El bautizo católico es una de esas celebraciones que marcan un antes y un después, que congrega a familiares y amigos, que conlleva un protocolo y unos tiempos que hay que cumplir. En aquella ocasión se cumplió casi todo: recién nacida, padres, padrinos, familiares y amigos de punta en blanco, iglesia en horario de tarde y merienda. Solo faltó un pequeño detalle: el cura.
Era una espléndida tarde de finales de junio en las que el sol calienta lo suficiente para hacer sentir la proximidad del verano pero sin llegar a resultar molesto. A las cinco de la tarde, eran las cinco de la tarde, la familia en pleno con sus allegados estaba a pie firme en la iglesia, esperando amablemente a que el sacristán avisara al sacerdote para comenzar el acto.

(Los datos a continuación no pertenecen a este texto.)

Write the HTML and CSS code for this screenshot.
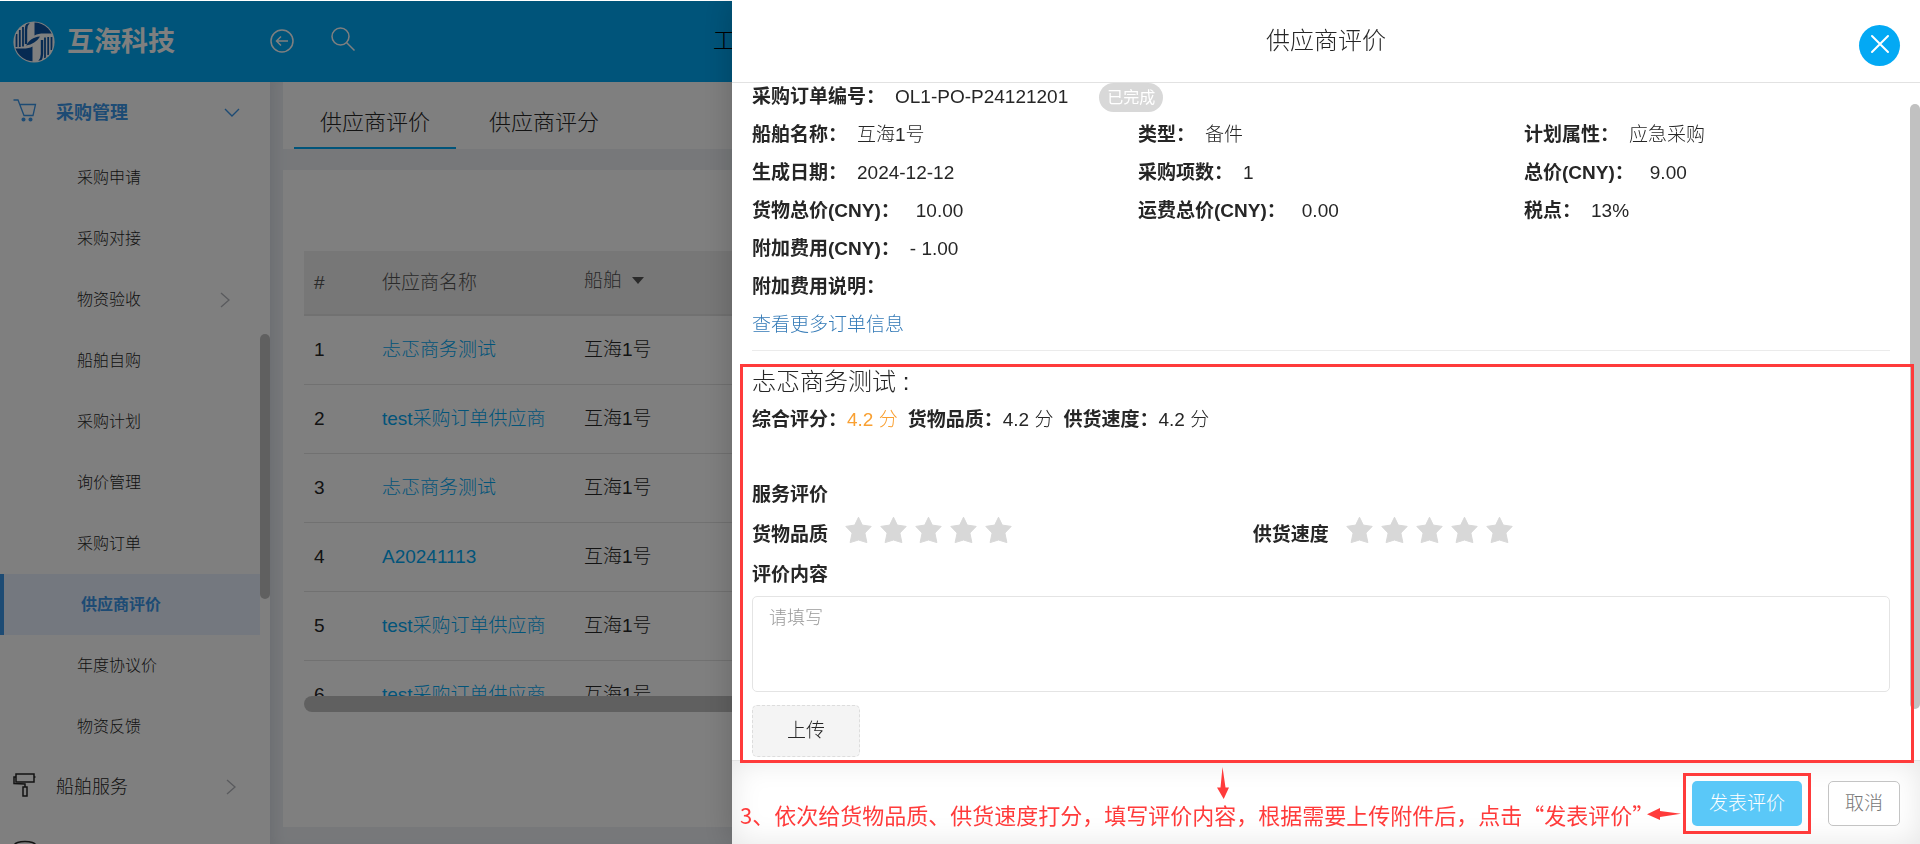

Pasaron los diez minutos de cortesía y la amabilidad empezó a evaporarse con el calor del estío. El pobre sacristán no tenía respuestas a las muchas preguntas, aunque todas las preguntas se podían resumir en una: "¿Dónde está el cura?"
Aquella era una época en la que las parroquias funcionaban como una gran familia, los móviles no existían más que en la imaginación de algún hijo de Julio Verne, y los curas tenían la buena costumbre de vivir cerca de sus iglesias. Gracias a eso, el sacristán, presionado por la familia y los lloros del neonato, pudo acercarse al pisito del párroco por si le había ocurrido algo. Tardó en regresar, no porque se hubiera perdido, sino porque no se atrevía a entrar en la iglesia para informar de que el cura estaba desaparecido.
Cuando por fin se decidió e entrar para comunicar la desalentadora noticia, se encontró al bebé acostado sobre el altar llorando a pleno pulmón porque se había hecho de todo encima (los pañales eran de tela), a los invitados fumando como desesperados en la puerta o tirados por los bancos muertos de aburrimiento, a las mujeres de la familia consolando a la madre angustiada por semejante presagio de desgracias futuras, y al padrino intentando tranquilizar al padre que amenazaba con largarse con la niña y dejarla sin cristianar para los restos.
Hora y bastante después de las cinco de la tarde, cuando el padre de la criatura, decidido a cumplir su amenaza, cogió a aquel rebujo de puntillas, lágrimas y mocos en que se había convertido el bebé, y embocó la puerta de la iglesia para nunca más volver, apareció el sacerdote. Pidió tranquilidad, estaba en las carreras de galgos y se le había ido el santo al cielo.
Fue el bautizo más rápido y malhumorado de la historia, pero había que entender al buen hombre, estábamos en fiestas.